—Iba a pedírsela, pero como no me la iba a dar, se la robé sin más.
«Aquí podrás poner los cinco porros de cada día», dijo Hicham, mi acogido, con la naturalidad de quien reparte rituales.
¿Quién me asegura que el hachís triple cero que me consigue es el mejor del mercado?
—Cultivado y paleado en Chefchaouen, propiedad de los padres de un amigo—, añade él, como si nombrar el lugar fuera invocar calidad.
Tiene un mercado muy selecto. Y yo, que de selecto no tengo más que la vergüenza, lo acepto.
Desde que trabajo integrado con el colectivo inmigrante árabe, consumo —moderadamente, casi por costumbre— el mejor cannabis de la península.
No escribo la apología de la droga: sólo describo cómo, en la ciudad, ciertos humos se han vuelto acompañantes de la creación.
Me ayuda a escribir.
Actúa como un lente que intensifica lo erótico y lo cotidiano, que alarga las respiraciones, que retrasa el cierre inevitable de los cuerpos.

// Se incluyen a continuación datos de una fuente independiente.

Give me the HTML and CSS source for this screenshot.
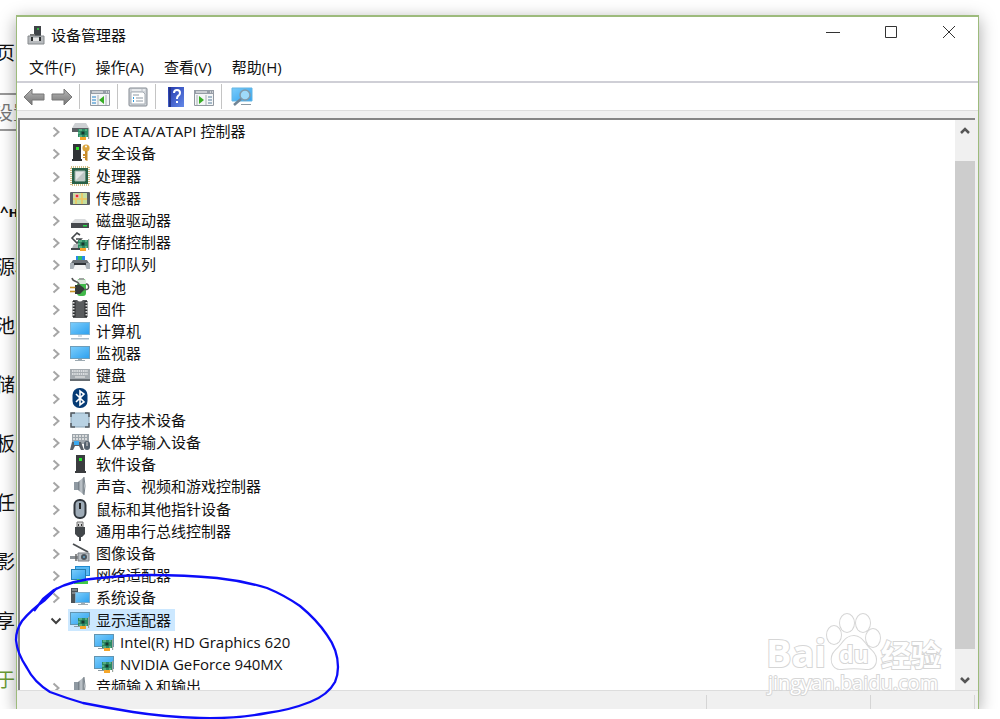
FILE: index.html
```html
<!DOCTYPE html>
<html lang="zh-CN">
<head>
<meta charset="utf-8">
<title>设备管理器</title>
<link rel="stylesheet" href="styles.css">
</head>
<body>
<svg class="defs" aria-hidden="true">
  <defs>
    <linearGradient id="blue" x1="0" y1="0" x2="1" y2="1"><stop offset="0" stop-color="#7accfb"/><stop offset="1" stop-color="#2fa2f0"/></linearGradient>
    <linearGradient id="arrow" x1="0" y1="0" x2="0" y2="1"><stop offset="0" stop-color="#b8b8b8"/><stop offset="1" stop-color="#757575"/></linearGradient>
    <linearGradient id="help" x1="0" y1="0" x2="1" y2="1"><stop offset="0" stop-color="#2439ad"/><stop offset="1" stop-color="#6388e8"/></linearGradient>
    <linearGradient id="cone" x1="0" y1="0" x2="1" y2="0"><stop offset="0" stop-color="#69737c"/><stop offset=".5" stop-color="#c6ccd1"/><stop offset="1" stop-color="#7b848b"/></linearGradient>
    <g id="card"><path d="M2 16h6v3H2z" fill="#f4a62a"/><path d="M0 8h10v8H0z" fill="#2b8a64"/><path d="M10 7h1.200v11H10z" fill="#9aa5a0"/><path d="M3.500 10.500h3v3h-3z" fill="#15372c"/><path d="M1 9h3M7 9h2M1 15h3M7 15h2M1 11v2" stroke="#83d0a0"/></g>
  </defs>
  <symbol id="chev" viewBox="0 0 12 12"><path d="M3.500 1.500 8.500 6l-5 4.500" fill="none" stroke="#a6a6a6" stroke-width="2"/></symbol>
  <symbol id="chev-down" viewBox="0 0 12 12"><path d="M1.500 3.500 6 8l4.500-4.500" fill="none" stroke="#404040" stroke-width="2"/></symbol>
  <symbol id="app" viewBox="0 0 20 20"><path d="M8 1h7v10H8z" fill="#3f4347"/><path d="M11 3h2v2h-2z" fill="#35b544"/><path d="M4 9h5v2H4z" fill="#777"/><path d="M2 11h16v8H2z" fill="#b8bbbe" stroke="#85898c"/><path d="M5 12h2v4H5zM13 12h2v4h-2z" fill="#2c2f31"/><path d="M7 13h6v3H7z" fill="#e5e5e5"/></symbol>
  <symbol id="ide" viewBox="0 0 20 20"><path d="M5 2h11l3 5H2z" fill="#cdd0d3"/><path d="M2 7h17v4H2z" fill="#5a5e62"/><use href="#card" x="8"/></symbol>
  <symbol id="security" viewBox="0 0 20 20"><path d="M3 1h8v15H3zM2 16h10v2H2z" fill="#303336"/><path d="M6 4h3v3H6z" fill="#2be22b"/><circle cx="16" cy="5" r="3.600" fill="#dba43c"/><circle cx="16" cy="3.500" r="1" fill="#fff"/><path d="M15 8h2.500v10l-2.500-1zM13 11h2v2h-2zM13 14h2v1h-2z" fill="#c88c2a"/></symbol>
  <symbol id="cpu" viewBox="0 0 20 20"><rect x="1" y="1" width="18" height="18" fill="none" stroke="#c5ab62" stroke-width="1.500" stroke-dasharray="1 1"/><path d="M2 2h16v16H2z" fill="#286047"/><path d="M5 5h10v10H5z" fill="#e4e7e6" stroke="#9bb3a8"/><path d="m6 14 8-8v8z" fill="#bfc6c4"/></symbol>
  <symbol id="sensor" viewBox="0 0 20 20"><rect y="4" width="20" height="13" rx="1" fill="#5a5f64"/><path d="M3 5h14v11H3z" fill="#c5dfa0"/><path d="M3 11h14M12 5v11M6 11v5" stroke="#f0c45c" stroke-width="1.500"/><path d="M5 6h4v4H5z" fill="#f4b4b0"/><circle cx="7" cy="8" r="1.300" fill="#e23030"/></symbol>
  <symbol id="disk" viewBox="0 0 20 20"><path d="M5 9h10l4 4H1z" fill="#d8dadc"/><path d="M1 13h18v5H1z" fill="#46494d"/><path d="M13 15h4v1.500h-4z" fill="#25d847"/></symbol>
  <symbol id="storage" viewBox="0 0 20 20"><path d="m10 3-3-2-5 5 5 5 4-4H6" fill="none" stroke="#44484b" stroke-width="1.600"/><path d="M4 12h7v4H2z" fill="#b5b9bc"/><path d="M1 16h9v2H1z" fill="#42464a"/><use href="#card" x="8"/></symbol>
  <symbol id="printer" viewBox="0 0 20 20"><path d="M6 2h9v5H6z" fill="#2988ea"/><path d="M8 2h4v4H8z" fill="#30bd68"/><path d="M3 6h14l2 3H1z" fill="#6b7075"/><path d="M0 9h20v6H0z" fill="#aab1b7"/><path d="M4 9h12v2H4z" fill="#303438"/><path d="M5 11h10l2 5H3z" fill="#f4f4f4"/></symbol>
  <symbol id="battery" viewBox="0 0 20 20"><rect x="7" y="2" width="9" height="17" rx="3" fill="#41b94a"/><path d="M7 3h9v4H7z" fill="#dce8dc"/><path d="M9 1h5v2H9z" fill="#9ea59f"/><path d="M2 1c1 5 7 2 7 7M13 12c8 3 6-6 3-5" fill="none" stroke="#555" stroke-width="1.500"/><path d="M5 8h5l4 3v2l-4 4H5z" fill="#363b39"/><path d="M0 10h5v1H0zM0 14h5v1H0z" fill="#c99626" stroke="#c99626" stroke-width=".6"/></symbol>
  <symbol id="firmware" viewBox="0 0 20 20"><path d="M3 1h4q3 3 6 0h4v18H3z" fill="#5a5c5e"/><path d="M4 2v16M16 2v16" stroke="#2d2f31" stroke-width="3"/><path d="M3.500 3v15M16.500 3v15" stroke="#ddd" stroke-width="2" stroke-dasharray="1.500 1.500"/></symbol>
  <symbol id="computer" viewBox="0 0 20 20"><path d="M0 1h20v13H0z" fill="#7fb4d4"/><path d="M1 2h18v11H1z" fill="url(#blue)"/><path d="M8 14h4v2H8z" fill="#d5dee5"/><path d="M1 17h18v1.500H1z" fill="#a9bac7"/></symbol>
  <symbol id="monitor" viewBox="0 0 20 20"><path d="M0 3h20v13H0z" fill="#6d9dba"/><path d="M1 4h18v11H1z" fill="url(#blue)"/><path d="M8 16h4v1h3v1H5v-1h3z" fill="#9eabb3"/></symbol>
  <symbol id="keyboard" viewBox="0 0 20 20"><path d="M0 4h20v11H0z" fill="#a5abb0"/><path d="M2 6h16M2 9h16" stroke="#eceeef" stroke-width="1.300" stroke-dasharray="1.500 .7"/><path d="M5 12h10" stroke="#eee"/><path d="M0 14h20v2H0z" fill="#686e73"/></symbol>
  <symbol id="bluetooth" viewBox="0 0 20 20"><rect x="2.500" y="0" width="15" height="20" rx="7" fill="#063b75"/><path d="m6 6 8 8-4 3V3l4 3-8 8" fill="none" stroke="#fff" stroke-width="1.600"/></symbol>
  <symbol id="memory" viewBox="0 0 20 20"><rect x="1" y="3" width="18" height="14" rx="1" fill="#b9d2e3" stroke="#89a3b5"/><path d="M1 7V3h4M15 3h4v4M1 13v4h4M15 17h4v-4" fill="none" stroke="#555b60" stroke-width="1.500"/></symbol>
  <symbol id="hid" viewBox="0 0 20 20"><path d="M2 2h17v10H2z" fill="#9da5ab"/><path d="M3 4h15M3 7h15" stroke="#eee" stroke-width="1.500" stroke-dasharray="2 1"/><path d="M0 18 2 10h9l3 8h-3l-2-4H5l-2 4z" fill="#596068"/><path d="M4 9h5v4H4z" fill="#3caaf1"/><rect x="14" y="9" width="6" height="9" rx="3" fill="#54616d"/><path d="M17 10v4" stroke="#ddd"/></symbol>
  <symbol id="software" viewBox="0 0 20 20"><path d="M6 1h9v16H6zM5 17h11v2H5z" fill="#3a3c3f"/><path d="M9 4h3v3H9z" fill="#29e62f"/></symbol>
  <symbol id="speaker" viewBox="0 0 20 20"><path d="M4 6h4v8H4z" fill="#8f99a2"/><path d="m8 6 6-5v18l-6-5z" fill="url(#cone)"/><path d="M14 1q2 9 0 18" fill="none" stroke="#7a848c"/></symbol>
  <symbol id="mouse" viewBox="0 0 20 20"><rect x="4.500" y="1" width="11" height="18" rx="5" fill="#9eabb7" stroke="#30363d" stroke-width="2"/><path d="M10 4v6" stroke="#222" stroke-width="2"/></symbol>
  <symbol id="usb" viewBox="0 0 20 20"><path d="M7 1h6v5H7z" fill="#d6d6d6" stroke="#777"/><path d="M8 3h1v2H8zM11 3h1v2h-1z" fill="#333"/><path d="M5 6h10v7l-3 3H8l-3-3zM9 15h2v5H9z" fill="#42464a"/></symbol>
  <symbol id="imaging" viewBox="0 0 20 20"><path d="m3 1 15 8" stroke="#4c5053" stroke-width="1.800"/><path d="M0 13h8v3H0z" fill="#8d9297"/><path d="M8 10h11v8H8z" fill="#b7bcc0" stroke="#7a7f84"/><circle cx="14" cy="14" r="3" fill="#4c555d"/><circle cx="14" cy="14" r="1" fill="#5fa4ca"/><path d="M6 11v7" stroke="#666" stroke-width="1.500"/></symbol>
  <symbol id="network" viewBox="0 0 20 20"><path d="M5 1h15v10H5z" fill="#218bd0"/><path d="M6 2h13v8H6z" fill="#59baf4"/><path d="M1 4h15v11H1z" fill="#287eaf"/><path d="M2 5h13v9H2z" fill="url(#blue)"/><path d="M7 14h5v2h6v3H4v-3h3z" fill="#42c947"/></symbol>
  <symbol id="system" viewBox="0 0 20 20"><path d="M1 1h7v15H1z" fill="#4c5358"/><path d="M2 3h5M2 6h4" stroke="#aeb5ba"/><path d="M5 5h15v11H5z" fill="#7caccc"/><path d="M6 6h13v9H6z" fill="url(#blue)"/><path d="M11 16h4v1h3v1H8v-1h3z" fill="#a0abb2"/></symbol>
  <symbol id="display" viewBox="0 0 20 20"><path d="M0 2h20v13H0z" fill="#6294b0"/><path d="M1 3h18v11H1z" fill="url(#blue)"/><path d="M4 16h6v1H4z" fill="#8c999f"/><use href="#card" x="8"/></symbol>
  <symbol id="back" viewBox="0 0 22 20"><path d="m1 10 8-8v5h12v6H9v5z" fill="url(#arrow)" stroke="#777"/></symbol>
  <symbol id="fwd" viewBox="0 0 22 20"><path d="m21 10-8-8v5H1v6h12v5z" fill="url(#arrow)" stroke="#777"/></symbol>
  <symbol id="tree-pane" viewBox="0 0 22 20"><path d="M1.500 3.500h19v15h-19z" fill="#f4f6f7" stroke="#9298a0"/><path d="M1 3h20v4H1z" fill="#969da6"/><path d="M3 5h11M17 5h1M19 5h1" stroke="#fff"/><path d="M3 10h4M3 13h4M3 16h4" stroke="#66a8d9" stroke-width="1.500"/><path d="M9 8v10M17 8v10" stroke="#aab0b6"/><path d="m15 9-5 4 5 4z" fill="#37ad24"/></symbol>
  <symbol id="props" viewBox="0 0 22 20"><rect x="2" y="1" width="18" height="18" rx="1" fill="#d0d4d9" stroke="#858b93"/><path d="M4 5h12l2 2v10H4z" fill="#fff" stroke="#a6adb4"/><path d="M6 8h6M9 11h7M9 14h7" stroke="#8d98a3"/><path d="M6 11h1M6 14h1" stroke="#299be0" stroke-width="2"/><path d="M5 3h9M16 3h2" stroke="#fff"/></symbol>
  <symbol id="question" viewBox="0 0 22 20"><path d="M3 0h16v20H3z" fill="url(#help)"/><path d="M5 0v20" stroke="#233489" stroke-width="2"/><path d="M9 6q0-3 3-3t3 3q0 2-2 3-1 1-1 3" fill="none" stroke="#fff" stroke-width="2"/><path d="M11 14h2v2h-2z" fill="#fff"/></symbol>
  <symbol id="action-pane" viewBox="0 0 22 20"><path d="M1.500 3.500h19v15h-19z" fill="#f4f6f7" stroke="#9298a0"/><path d="M1 3h20v4H1z" fill="#969da6"/><path d="M3 5h11M17 5h1M19 5h1" stroke="#fff"/><path d="M15 10h4M15 13h4M15 16h4" stroke="#8aa5bb" stroke-width="1.500"/><path d="M4 8v10M13 8v10" stroke="#aab0b6"/><path d="m6 9 5 4-5 4z" fill="#37ad24"/></symbol>
  <symbol id="scan" viewBox="0 0 22 20"><path d="M1 1h20v13H1z" fill="url(#blue)" stroke="#64b5e3"/><path d="M10 17h10v1H10z" fill="#8b99a3"/><circle cx="14" cy="8" r="5" fill="#9edaf9" stroke="#8399a7" stroke-width="1.500"/><path d="m10 12-7 6" stroke="#718494" stroke-width="2.500"/></symbol>
</svg>

<div class="desktop">
  <aside class="settings">
    <div class="settings-home">页</div>
    <input class="settings-search" value="设置" aria-label="查找设置" readonly>
    <div class="settings-heading">^н</div>
    <ul class="settings-list">
      <li>源和</li><li>池</li><li>储</li><li>板</li><li>任务</li><li>影</li><li>享</li><li class="current">于</li>
    </ul>
  </aside>

  <main class="window">
    <header class="titlebar">
      <svg class="icon"><use href="#app"/></svg>
      <h1>设备管理器</h1>
      <div class="controls">
        <button aria-label="最小化"><svg viewBox="0 0 14 14"><path d="M0 7.500h14"/></svg></button>
        <button aria-label="最大化"><svg viewBox="0 0 14 14"><path d="M1.500 1.500h11v11h-11z"/></svg></button>
        <button aria-label="关闭"><svg viewBox="0 0 14 14"><path d="m1 1 12 12M13 1 1 13"/></svg></button>
      </div>
    </header>
    <nav class="menubar">
      <button>文件(F)</button><button>操作(A)</button><button>查看(V)</button><button>帮助(H)</button>
    </nav>
    <div class="toolbar">
      <button aria-label="后退"><svg><use href="#back"/></svg></button>
      <button aria-label="前进"><svg><use href="#fwd"/></svg></button>
      <span class="sep"></span>
      <button aria-label="显示控制台树"><svg><use href="#tree-pane"/></svg></button>
      <span class="sep"></span>
      <button aria-label="属性"><svg><use href="#props"/></svg></button>
      <span class="sep"></span>
      <button aria-label="帮助"><svg><use href="#question"/></svg></button>
      <button aria-label="操作窗格"><svg><use href="#action-pane"/></svg></button>
      <span class="sep"></span>
      <button aria-label="扫描检测硬件改动"><svg><use href="#scan"/></svg></button>
    </div>
    <section class="pane">
      <ul class="tree">
        <li><svg class="chev"><use href="#chev"/></svg><span class="node"><svg class="icon"><use href="#ide"/></svg>IDE ATA/ATAPI 控制器</span></li>
        <li><svg class="chev"><use href="#chev"/></svg><span class="node"><svg class="icon"><use href="#security"/></svg>安全设备</span></li>
        <li><svg class="chev"><use href="#chev"/></svg><span class="node"><svg class="icon"><use href="#cpu"/></svg>处理器</span></li>
        <li><svg class="chev"><use href="#chev"/></svg><span class="node"><svg class="icon"><use href="#sensor"/></svg>传感器</span></li>
        <li><svg class="chev"><use href="#chev"/></svg><span class="node"><svg class="icon"><use href="#disk"/></svg>磁盘驱动器</span></li>
        <li><svg class="chev"><use href="#chev"/></svg><span class="node"><svg class="icon"><use href="#storage"/></svg>存储控制器</span></li>
        <li><svg class="chev"><use href="#chev"/></svg><span class="node"><svg class="icon"><use href="#printer"/></svg>打印队列</span></li>
        <li><svg class="chev"><use href="#chev"/></svg><span class="node"><svg class="icon"><use href="#battery"/></svg>电池</span></li>
        <li><svg class="chev"><use href="#chev"/></svg><span class="node"><svg class="icon"><use href="#firmware"/></svg>固件</span></li>
        <li><svg class="chev"><use href="#chev"/></svg><span class="node"><svg class="icon"><use href="#computer"/></svg>计算机</span></li>
        <li><svg class="chev"><use href="#chev"/></svg><span class="node"><svg class="icon"><use href="#monitor"/></svg>监视器</span></li>
        <li><svg class="chev"><use href="#chev"/></svg><span class="node"><svg class="icon"><use href="#keyboard"/></svg>键盘</span></li>
        <li><svg class="chev"><use href="#chev"/></svg><span class="node"><svg class="icon"><use href="#bluetooth"/></svg>蓝牙</span></li>
        <li><svg class="chev"><use href="#chev"/></svg><span class="node"><svg class="icon"><use href="#memory"/></svg>内存技术设备</span></li>
        <li><svg class="chev"><use href="#chev"/></svg><span class="node"><svg class="icon"><use href="#hid"/></svg>人体学输入设备</span></li>
        <li><svg class="chev"><use href="#chev"/></svg><span class="node"><svg class="icon"><use href="#software"/></svg>软件设备</span></li>
        <li><svg class="chev"><use href="#chev"/></svg><span class="node"><svg class="icon"><use href="#speaker"/></svg>声音、视频和游戏控制器</span></li>
        <li><svg class="chev"><use href="#chev"/></svg><span class="node"><svg class="icon"><use href="#mouse"/></svg>鼠标和其他指针设备</span></li>
        <li><svg class="chev"><use href="#chev"/></svg><span class="node"><svg class="icon"><use href="#usb"/></svg>通用串行总线控制器</span></li>
        <li><svg class="chev"><use href="#chev"/></svg><span class="node"><svg class="icon"><use href="#imaging"/></svg>图像设备</span></li>
        <li><svg class="chev"><use href="#chev"/></svg><span class="node"><svg class="icon"><use href="#network"/></svg>网络适配器</span></li>
        <li><svg class="chev"><use href="#chev"/></svg><span class="node"><svg class="icon"><use href="#system"/></svg>系统设备</span></li>
        <li><svg class="chev"><use href="#chev-down"/></svg><span class="node selected"><svg class="icon"><use href="#display"/></svg>显示适配器</span></li>
        <li class="child"><span class="node"><svg class="icon"><use href="#display"/></svg>Intel(R) HD Graphics 620</span></li>
        <li class="child"><span class="node"><svg class="icon"><use href="#display"/></svg>NVIDIA GeForce 940MX</span></li>
        <li class="partial"><svg class="chev"><use href="#chev"/></svg><span class="node"><svg class="icon"><use href="#speaker"/></svg>音频输入和输出</span></li>
      </ul>
      <div class="scrollbar">
        <button aria-label="向上滚动"><svg viewBox="0 0 12 12"><path d="m2 8 4-4 4 4"/></svg></button>
        <div class="track"><div class="thumb"></div></div>
        <button aria-label="向下滚动"><svg viewBox="0 0 12 12"><path d="m2 4 4 4 4-4"/></svg></button>
      </div>
    </section>
    <footer class="statusbar"><span></span><span></span><span></span></footer>
  </main>
</div>

<svg class="watermark" viewBox="0 0 190 100" aria-hidden="true">
  <g class="outline">
    <ellipse cx="74" cy="33" rx="7" ry="9"/><ellipse cx="87" cy="21" rx="7" ry="9"/><ellipse cx="103" cy="21" rx="7" ry="9"/><ellipse cx="113" cy="36" rx="7" ry="9"/>
    <path d="M94 34c8 0 11 9 17 14 9 8 5 20-5 19-8-1-16-1-24 0-10 1-14-11-6-19 7-6 9-14 18-14z"/>
    <text class="brand" x="6" y="65">Bai</text>
    <text class="du" x="79" y="61">du</text>
    <text class="cn" x="121" y="64">经验</text>
    <text class="site" x="8" y="88">jingyan.baidu.com</text>
  </g>
</svg>
<svg class="annotation" viewBox="0 0 360 150" aria-hidden="true">
  <path d="M34 41 43 29 54 20Q72 10 100 8Q125 5 150 5Q185 5 217 8Q244 11 267 18Q284 25 300 36Q317 50 327 65Q338 80 338 97Q338 105 335 112Q328 125 310 132Q290 140 267 143Q235 149 200 148Q165 147 133 142Q108 138 83 133Q66 128 50 122Q34 112 27 98Q17 83 16 70Q16 60 22 51Q31 40 45 30L57 18"/>
</svg>
</body>
</html>
```
FILE: styles.css
```css
* { box-sizing: border-box; }

body {
  margin: 0;
  height: 100vh;
  overflow: hidden;
  position: relative;
  background: #fff;
  color: #111;
  font: 15px/20px "Open Sans", "Noto Sans CJK SC", sans-serif;
}

button {
  border: 0;
  padding: 0;
  background: none;
  color: inherit;
  font: inherit;
}

ul { list-style: none; margin: 0; padding: 0; }

.defs { position: absolute; width: 0; height: 0; }

.desktop {
  display: flex;
  height: calc(100% - 10px);
  padding-right: 21px;
  overflow: hidden;
}

.settings {
  display: flex;
  flex-direction: column;
  flex: 0 0 16px;
  min-width: 0;
  overflow: hidden;
  white-space: nowrap;
  font-size: 19px;
}

.settings-home { margin: 33px 0 20px -4px; line-height: 40px; }

.settings-search {
  flex: none;
  width: 60px;
  height: 38px;
  margin-left: -12px;
  padding: 0 4px;
  border: 2px solid #999;
  background: #fff;
  color: #777;
  font: inherit;
}

.settings-heading { margin-top: 70px; font-size: 15px; font-weight: bold; }

.settings-list {
  display: flex;
  flex-direction: column;
  flex: 1;
  margin-top: 16px;
}

.settings-list li { display: flex; flex: 1; align-items: center; margin-left: -4px; }
.settings-list .current { color: #6b9c35; }

.window {
  display: flex;
  flex-direction: column;
  flex: 1;
  min-width: 0;
  margin-top: 15px;
  border: 1px solid #9dbb7c;
  border-top-width: 2px;
  border-bottom: 0;
  background: #fff;
  box-shadow: 0 4px 16px rgba(0, 0, 0, 0.35);
}

.icon { flex: none; width: 20px; height: 20px; }

.titlebar { display: flex; align-items: center; height: 36px; padding-left: 9px; }
.titlebar h1 { margin: 0 0 0 5px; font-size: 15px; font-weight: normal; }

.controls { display: flex; align-self: flex-start; margin-left: auto; }
.controls button { width: 58px; height: 32px; }
.controls svg { width: 14px; height: 14px; fill: none; stroke: #333; }

.menubar {
  display: flex;
  gap: 20px;
  height: 30px;
  padding-left: 12px;
  border-bottom: 2px solid #cfcfd6;
}

.toolbar {
  display: flex;
  align-items: center;
  height: 28px;
  padding-left: 3px;
  border-bottom: 1px solid #ddd;
}

.toolbar button { width: 28px; height: 20px; }
.toolbar svg { display: block; width: 22px; height: 20px; margin: 0 auto; }
.sep { width: 1px; height: 25px; margin: 0 6px 0 3px; background: #c4c4c4; }

.pane {
  display: flex;
  flex: 1;
  min-height: 0;
  border-style: solid;
  border-color: #858585;
  border-width: 2px 0 0 2px;
  margin: 7px 3px 0 1px;
  box-shadow: 0 0 0 8px #f0f0f0;
  clip-path: inset(-7px -3px 0 -1px);
}

.tree { display: flex; flex-direction: column; flex: 1; min-width: 0; background: #fff; }

.tree li {
  display: flex;
  align-items: center;
  flex: 1 1 0;
  min-height: 0;
  padding-left: 30px;
}

.tree .child { padding-left: 72px; }
.tree .partial { flex: 0 0 15px; align-items: flex-start; overflow: hidden; }

.chev { flex: none; width: 12px; height: 12px; margin: 2px 6px 0 0; }
.partial .chev { margin-top: 7px; }

.node {
  display: flex;
  align-items: center;
  gap: 6px;
  height: 22px;
  padding: 0 4px 0 2px;
  white-space: nowrap;
}

.selected { background: #cce8ff; }

.scrollbar { display: flex; flex-direction: column; width: 20px; background: #f0f0f0; }
.scrollbar button { height: 21px; }
.scrollbar svg { width: 12px; height: 12px; fill: none; stroke: #555; stroke-width: 2.5; }
.track { display: flex; flex: 1; padding: 20px 0; }
.thumb { flex: 1; background: #cdcdcd; }

.statusbar {
  display: flex;
  justify-content: flex-end;
  height: 19px;
  padding-top: 4px;
  border-top: 1px solid #ddd;
  background: #f0f0f0;
}

.statusbar span { border-left: 1px solid #d5d5d5; width: 164px; }
.statusbar span:nth-child(2) { width: 104px; }
.statusbar span:last-child { width: 4px; }

.annotation { position: absolute; left: 0; top: 570px; width: 360px; height: 150px; }
.annotation path { fill: none; stroke: #0c0cfa; stroke-width: 2.3; stroke-linejoin: round; }

.watermark { position: absolute; left: 760px; top: 602px; width: 190px; height: 100px; }
.outline { fill: #fff; stroke: #d6d6d6; stroke-width: 2; paint-order: stroke; }
.outline text { font-family: "Open Sans", "Noto Sans CJK SC", sans-serif; font-weight: bold; }
.outline .brand { font-size: 38px; }
.outline .du { font-size: 23px; }
.outline .cn { font-size: 30px; }
.outline .site { font-size: 20px; font-weight: normal; }
```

Abre el apetito después de los preliminares de una cocina serena; regala lecturas plácidas —poesía, sobre todo— y vuelve las palabras más pacientes.
Y sin embargo hay un espejo: el hurto pequeño de mi hijo acogido me dejó ahora con una pitillera, un objeto trivial que contiene la clandestinidad entre metal y tela.
Con ella, puedo sacar la droga de casa guardada, sin alharacas, como quien saca la memoria para revisarla.
No es heroísmo ni catástrofe: es un fragmento más de la vida que me escribe.
Y en cada calada hay una duda y una ternura: ¿qué parte de lo que llamamos inspiración es simplemente el humo que nos envuelve?